== Short problem ==
Only the number is wanted: how many lines hold the word "styles"?
— START OF Materials provided —
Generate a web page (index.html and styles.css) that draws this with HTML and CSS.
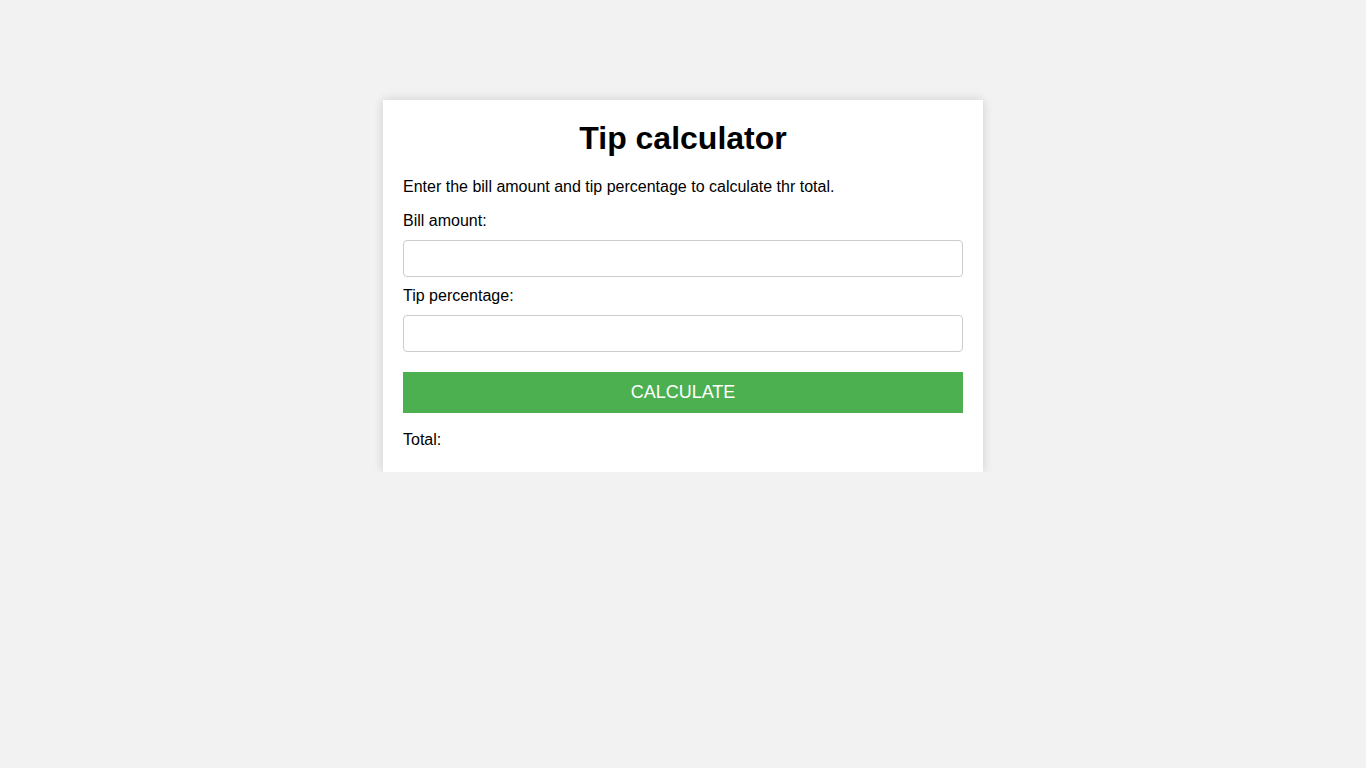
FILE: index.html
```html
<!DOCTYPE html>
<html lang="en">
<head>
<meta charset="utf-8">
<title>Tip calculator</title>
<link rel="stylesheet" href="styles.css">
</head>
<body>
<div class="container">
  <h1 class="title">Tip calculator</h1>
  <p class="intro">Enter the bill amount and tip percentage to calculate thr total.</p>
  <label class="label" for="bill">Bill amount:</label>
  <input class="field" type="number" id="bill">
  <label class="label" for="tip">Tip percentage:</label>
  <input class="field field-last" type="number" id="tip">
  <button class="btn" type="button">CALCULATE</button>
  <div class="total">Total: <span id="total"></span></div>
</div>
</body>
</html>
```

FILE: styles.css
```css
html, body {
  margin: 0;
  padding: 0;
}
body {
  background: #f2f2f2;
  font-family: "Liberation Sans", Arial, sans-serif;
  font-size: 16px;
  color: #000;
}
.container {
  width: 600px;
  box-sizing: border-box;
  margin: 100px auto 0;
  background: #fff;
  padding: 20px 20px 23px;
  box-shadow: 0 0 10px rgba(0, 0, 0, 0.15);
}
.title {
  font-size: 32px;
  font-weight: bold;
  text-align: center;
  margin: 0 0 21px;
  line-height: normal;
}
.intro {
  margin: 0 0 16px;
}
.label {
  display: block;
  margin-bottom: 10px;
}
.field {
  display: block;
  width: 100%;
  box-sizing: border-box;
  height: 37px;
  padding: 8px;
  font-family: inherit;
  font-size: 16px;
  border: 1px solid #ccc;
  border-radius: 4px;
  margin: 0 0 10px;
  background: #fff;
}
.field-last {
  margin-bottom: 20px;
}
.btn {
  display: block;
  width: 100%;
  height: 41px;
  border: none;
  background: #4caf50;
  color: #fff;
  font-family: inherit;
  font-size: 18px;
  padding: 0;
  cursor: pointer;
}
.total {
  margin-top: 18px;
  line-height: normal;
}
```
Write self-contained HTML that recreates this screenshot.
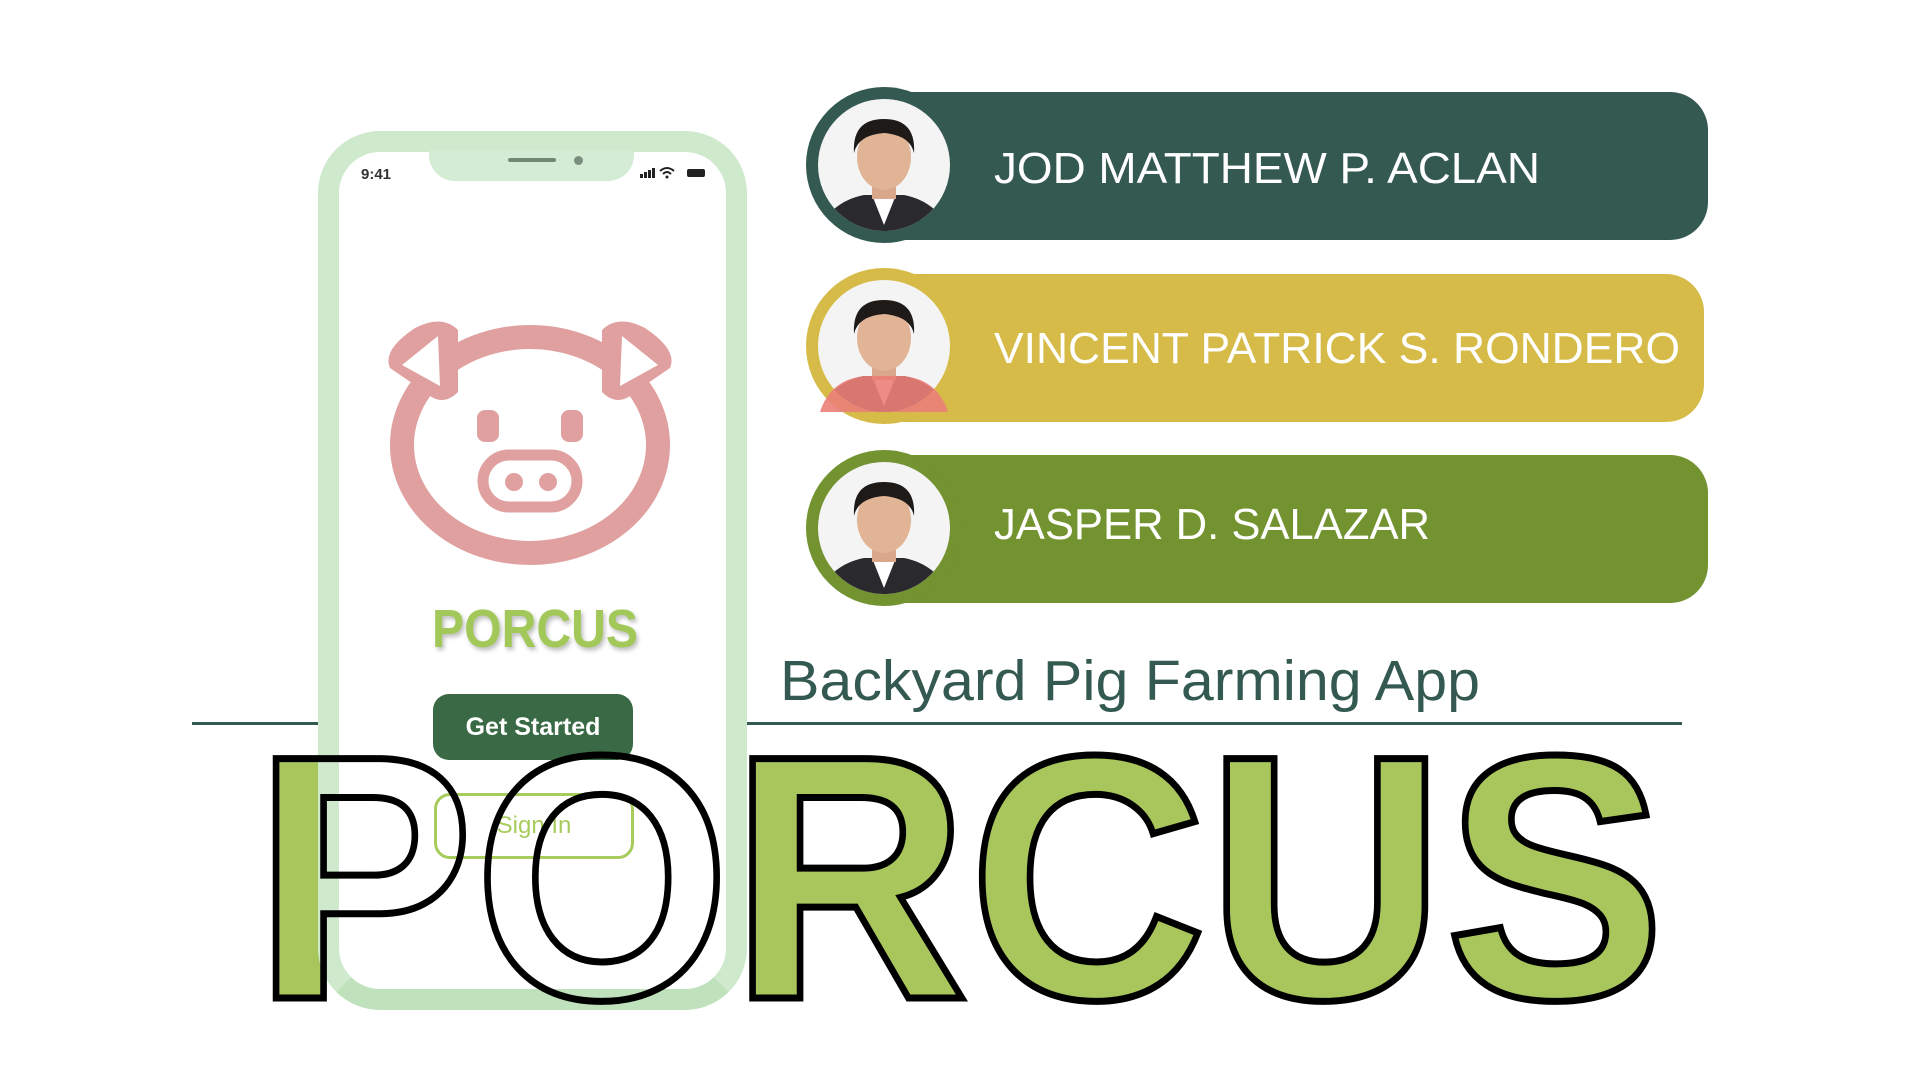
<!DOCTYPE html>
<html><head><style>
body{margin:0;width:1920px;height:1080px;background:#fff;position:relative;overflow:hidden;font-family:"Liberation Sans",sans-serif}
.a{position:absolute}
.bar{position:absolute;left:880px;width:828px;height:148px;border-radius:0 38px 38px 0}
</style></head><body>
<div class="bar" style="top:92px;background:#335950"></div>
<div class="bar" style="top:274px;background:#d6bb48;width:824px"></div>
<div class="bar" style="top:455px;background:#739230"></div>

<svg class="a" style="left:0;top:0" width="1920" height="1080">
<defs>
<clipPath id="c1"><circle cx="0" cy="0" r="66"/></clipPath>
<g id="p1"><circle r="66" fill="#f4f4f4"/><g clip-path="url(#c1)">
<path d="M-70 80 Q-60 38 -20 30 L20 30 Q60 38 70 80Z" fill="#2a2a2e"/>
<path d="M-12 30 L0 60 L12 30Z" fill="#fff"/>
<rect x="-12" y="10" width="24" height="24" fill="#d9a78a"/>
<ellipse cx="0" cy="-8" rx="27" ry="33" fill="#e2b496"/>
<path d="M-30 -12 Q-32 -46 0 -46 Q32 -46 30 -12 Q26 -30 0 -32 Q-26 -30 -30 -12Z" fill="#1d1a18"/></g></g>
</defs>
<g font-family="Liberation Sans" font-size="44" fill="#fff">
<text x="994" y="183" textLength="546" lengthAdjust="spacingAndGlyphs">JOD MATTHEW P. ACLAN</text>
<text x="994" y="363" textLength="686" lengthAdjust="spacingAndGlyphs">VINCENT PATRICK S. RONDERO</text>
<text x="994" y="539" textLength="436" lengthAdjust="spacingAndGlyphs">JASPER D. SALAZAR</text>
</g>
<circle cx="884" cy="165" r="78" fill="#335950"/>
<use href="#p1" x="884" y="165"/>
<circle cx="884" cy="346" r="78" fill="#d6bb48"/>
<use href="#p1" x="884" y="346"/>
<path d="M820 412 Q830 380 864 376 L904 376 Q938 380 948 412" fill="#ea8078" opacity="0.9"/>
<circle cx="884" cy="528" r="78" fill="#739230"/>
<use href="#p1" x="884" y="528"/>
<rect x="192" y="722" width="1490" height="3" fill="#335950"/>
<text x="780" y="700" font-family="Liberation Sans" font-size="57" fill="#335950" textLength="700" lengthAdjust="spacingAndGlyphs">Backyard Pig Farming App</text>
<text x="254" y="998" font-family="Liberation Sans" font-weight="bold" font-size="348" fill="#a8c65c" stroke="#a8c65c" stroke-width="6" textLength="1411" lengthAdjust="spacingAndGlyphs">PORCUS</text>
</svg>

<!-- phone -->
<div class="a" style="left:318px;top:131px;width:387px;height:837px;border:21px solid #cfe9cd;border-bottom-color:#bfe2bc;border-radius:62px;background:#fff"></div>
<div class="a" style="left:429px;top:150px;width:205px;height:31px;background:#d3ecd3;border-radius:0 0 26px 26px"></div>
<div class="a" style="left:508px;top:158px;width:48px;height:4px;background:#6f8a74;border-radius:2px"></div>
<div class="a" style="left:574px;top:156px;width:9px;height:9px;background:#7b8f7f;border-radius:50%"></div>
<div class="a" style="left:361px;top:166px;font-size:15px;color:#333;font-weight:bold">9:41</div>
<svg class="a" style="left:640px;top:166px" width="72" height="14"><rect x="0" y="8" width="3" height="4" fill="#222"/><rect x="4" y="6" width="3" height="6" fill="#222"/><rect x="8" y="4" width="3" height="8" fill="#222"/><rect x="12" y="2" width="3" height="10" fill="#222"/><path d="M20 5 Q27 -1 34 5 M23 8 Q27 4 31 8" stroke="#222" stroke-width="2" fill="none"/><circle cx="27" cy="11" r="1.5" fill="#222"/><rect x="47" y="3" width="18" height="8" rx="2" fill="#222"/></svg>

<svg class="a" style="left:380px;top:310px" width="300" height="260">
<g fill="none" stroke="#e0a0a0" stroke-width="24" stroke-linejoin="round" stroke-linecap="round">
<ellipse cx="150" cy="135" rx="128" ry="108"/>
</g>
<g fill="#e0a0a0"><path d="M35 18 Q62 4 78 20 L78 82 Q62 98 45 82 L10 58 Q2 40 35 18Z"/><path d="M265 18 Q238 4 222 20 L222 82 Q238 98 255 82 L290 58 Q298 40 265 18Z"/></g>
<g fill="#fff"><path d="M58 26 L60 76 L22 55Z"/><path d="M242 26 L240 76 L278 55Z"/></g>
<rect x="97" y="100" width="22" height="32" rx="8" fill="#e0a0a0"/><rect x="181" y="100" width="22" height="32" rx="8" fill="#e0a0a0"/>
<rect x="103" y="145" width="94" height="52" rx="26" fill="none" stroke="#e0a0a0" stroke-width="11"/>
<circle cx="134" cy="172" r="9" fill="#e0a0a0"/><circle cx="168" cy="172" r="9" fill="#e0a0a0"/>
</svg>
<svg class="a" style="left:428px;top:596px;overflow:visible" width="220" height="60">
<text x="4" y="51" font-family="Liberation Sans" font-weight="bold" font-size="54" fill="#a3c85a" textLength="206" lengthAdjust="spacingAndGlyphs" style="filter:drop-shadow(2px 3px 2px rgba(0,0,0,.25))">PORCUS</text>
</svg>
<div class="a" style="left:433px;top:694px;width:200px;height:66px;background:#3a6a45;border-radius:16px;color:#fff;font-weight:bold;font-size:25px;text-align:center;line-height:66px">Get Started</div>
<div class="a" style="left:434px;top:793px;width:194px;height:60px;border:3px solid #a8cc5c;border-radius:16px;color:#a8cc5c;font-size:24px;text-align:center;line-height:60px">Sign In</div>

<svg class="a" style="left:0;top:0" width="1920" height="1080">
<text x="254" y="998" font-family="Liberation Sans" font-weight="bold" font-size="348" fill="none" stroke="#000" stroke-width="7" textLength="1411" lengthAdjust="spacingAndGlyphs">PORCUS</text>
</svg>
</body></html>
— END OF Materials provided —
== Exercise response ==
3